▶ Data lines:
______________________________

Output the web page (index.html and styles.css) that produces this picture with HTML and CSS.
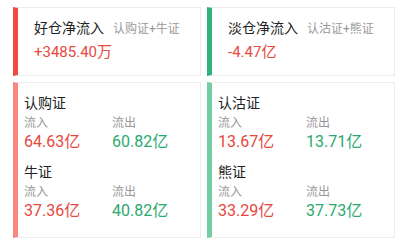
FILE: index.html
```html
<!DOCTYPE html>
<html lang="zh">
<head>
<meta charset="utf-8">
<link rel="stylesheet" href="styles.css">
</head>
<body>
<div class="grid">
  <div class="card summary bar-red">
    <div class="head"><span class="title">好仓净流入</span><span class="sub">认购证+牛证</span></div>
    <div class="total red">+3485.40万</div>
  </div>
  <div class="card summary bar-green">
    <div class="head"><span class="title">淡仓净流入</span><span class="sub">认沽证+熊证</span></div>
    <div class="total red">-4.47亿</div>
  </div>
  <div class="card detail bar-red-light">
    <div class="section">
      <div class="name">认购证</div>
      <div class="cols">
        <div class="col"><div class="label">流入</div><div class="val red">64.63亿</div></div>
        <div class="col"><div class="label">流出</div><div class="val green">60.82亿</div></div>
      </div>
    </div>
    <div class="section">
      <div class="name">牛证</div>
      <div class="cols">
        <div class="col"><div class="label">流入</div><div class="val red">37.36亿</div></div>
        <div class="col"><div class="label">流出</div><div class="val green">40.82亿</div></div>
      </div>
    </div>
  </div>
  <div class="card detail bar-green-light">
    <div class="section">
      <div class="name">认沽证</div>
      <div class="cols">
        <div class="col"><div class="label">流入</div><div class="val red">13.67亿</div></div>
        <div class="col"><div class="label">流出</div><div class="val green">13.71亿</div></div>
      </div>
    </div>
    <div class="section">
      <div class="name">熊证</div>
      <div class="cols">
        <div class="col"><div class="label">流入</div><div class="val red">33.29亿</div></div>
        <div class="col"><div class="label">流出</div><div class="val green">37.73亿</div></div>
      </div>
    </div>
  </div>
</div>
</body>
</html>
```
FILE: styles.css
```css
html, body {
  margin: 0;
  padding: 0;
  background: #fff;
}
body {
  font-family: Roboto, "Noto Sans CJK SC", sans-serif;
  color: #222;
  padding: 7px 14px 0 13px;
}
.grid {
  display: grid;
  grid-template-columns: 188px 188px;
  grid-template-rows: 69px 156px;
  column-gap: 6px;
  row-gap: 6px;
}
.card {
  box-sizing: border-box;
  border: 1px solid #ececec;
  border-left-width: 5px;
  border-left-style: solid;
  background: #fff;
}
.bar-red { border-left-color: #f04b43; }
.bar-green { border-left-color: #2eb47b; }
.bar-red-light { border-left-color: #f7877f; }
.bar-green-light { border-left-color: #73cfa3; }

.summary {
  padding: 10px 0 0 16px;
}
.head {
  display: flex;
  align-items: baseline;
  height: 20px;
  line-height: 20px;
}
.title {
  font-size: 14px;
  color: #222;
}
.sub {
  font-size: 12px;
  color: #999;
  margin-left: 9px;
}
.total {
  margin-top: 4px;
  font-size: 15px;
  line-height: 20px;
}
.red { color: #e8473e; }
.green { color: #2aa96e; }

.detail {
  padding: 10px 0 0 6px;
  display: flex;
  flex-direction: column;
  gap: 10px;
}
.name {
  font-size: 14px;
  line-height: 20px;
  margin-bottom: 2px;
}
.cols {
  display: grid;
  grid-template-columns: 88px 88px;
}
.label {
  font-size: 12px;
  line-height: 17px;
  color: #999;
}
.val {
  font-size: 16px;
  line-height: 20px;
}
```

______________________________

▶ Task brief: Restate the entire listing word for word, excluding pictures.

▶ Solved exercise:
Output the web page (index.html and styles.css) that produces this picture with HTML and CSS.
FILE: index.html
```html
<!DOCTYPE html>
<html lang="zh">
<head>
<meta charset="utf-8">
<link rel="stylesheet" href="styles.css">
</head>
<body>
<div class="grid">
  <div class="card summary bar-red">
    <div class="head"><span class="title">好仓净流入</span><span class="sub">认购证+牛证</span></div>
    <div class="total red">+3485.40万</div>
  </div>
  <div class="card summary bar-green">
    <div class="head"><span class="title">淡仓净流入</span><span class="sub">认沽证+熊证</span></div>
    <div class="total red">-4.47亿</div>
  </div>
  <div class="card detail bar-red-light">
    <div class="section">
      <div class="name">认购证</div>
      <div class="cols">
        <div class="col"><div class="label">流入</div><div class="val red">64.63亿</div></div>
        <div class="col"><div class="label">流出</div><div class="val green">60.82亿</div></div>
      </div>
    </div>
    <div class="section">
      <div class="name">牛证</div>
      <div class="cols">
        <div class="col"><div class="label">流入</div><div class="val red">37.36亿</div></div>
        <div class="col"><div class="label">流出</div><div class="val green">40.82亿</div></div>
      </div>
    </div>
  </div>
  <div class="card detail bar-green-light">
    <div class="section">
      <div class="name">认沽证</div>
      <div class="cols">
        <div class="col"><div class="label">流入</div><div class="val red">13.67亿</div></div>
        <div class="col"><div class="label">流出</div><div class="val green">13.71亿</div></div>
      </div>
    </div>
    <div class="section">
      <div class="name">熊证</div>
      <div class="cols">
        <div class="col"><div class="label">流入</div><div class="val red">33.29亿</div></div>
        <div class="col"><div class="label">流出</div><div class="val green">37.73亿</div></div>
      </div>
    </div>
  </div>
</div>
</body>
</html>
```
FILE: styles.css
```css
html, body {
  margin: 0;
  padding: 0;
  background: #fff;
}
body {
  font-family: Roboto, "Noto Sans CJK SC", sans-serif;
  color: #222;
  padding: 7px 14px 0 13px;
}
.grid {
  display: grid;
  grid-template-columns: 188px 188px;
  grid-template-rows: 69px 156px;
  column-gap: 6px;
  row-gap: 6px;
}
.card {
  box-sizing: border-box;
  border: 1px solid #ececec;
  border-left-width: 5px;
  border-left-style: solid;
  background: #fff;
}
.bar-red { border-left-color: #f04b43; }
.bar-green { border-left-color: #2eb47b; }
.bar-red-light { border-left-color: #f7877f; }
.bar-green-light { border-left-color: #73cfa3; }

.summary {
  padding: 10px 0 0 16px;
}
.head {
  display: flex;
  align-items: baseline;
  height: 20px;
  line-height: 20px;
}
.title {
  font-size: 14px;
  color: #222;
}
.sub {
  font-size: 12px;
  color: #999;
  margin-left: 9px;
}
.total {
  margin-top: 4px;
  font-size: 15px;
  line-height: 20px;
}
.red { color: #e8473e; }
.green { color: #2aa96e; }

.detail {
  padding: 10px 0 0 6px;
  display: flex;
  flex-direction: column;
  gap: 10px;
}
.name {
  font-size: 14px;
  line-height: 20px;
  margin-bottom: 2px;
}
.cols {
  display: grid;
  grid-template-columns: 88px 88px;
}
.label {
  font-size: 12px;
  line-height: 17px;
  color: #999;
}
.val {
  font-size: 16px;
  line-height: 20px;
}
```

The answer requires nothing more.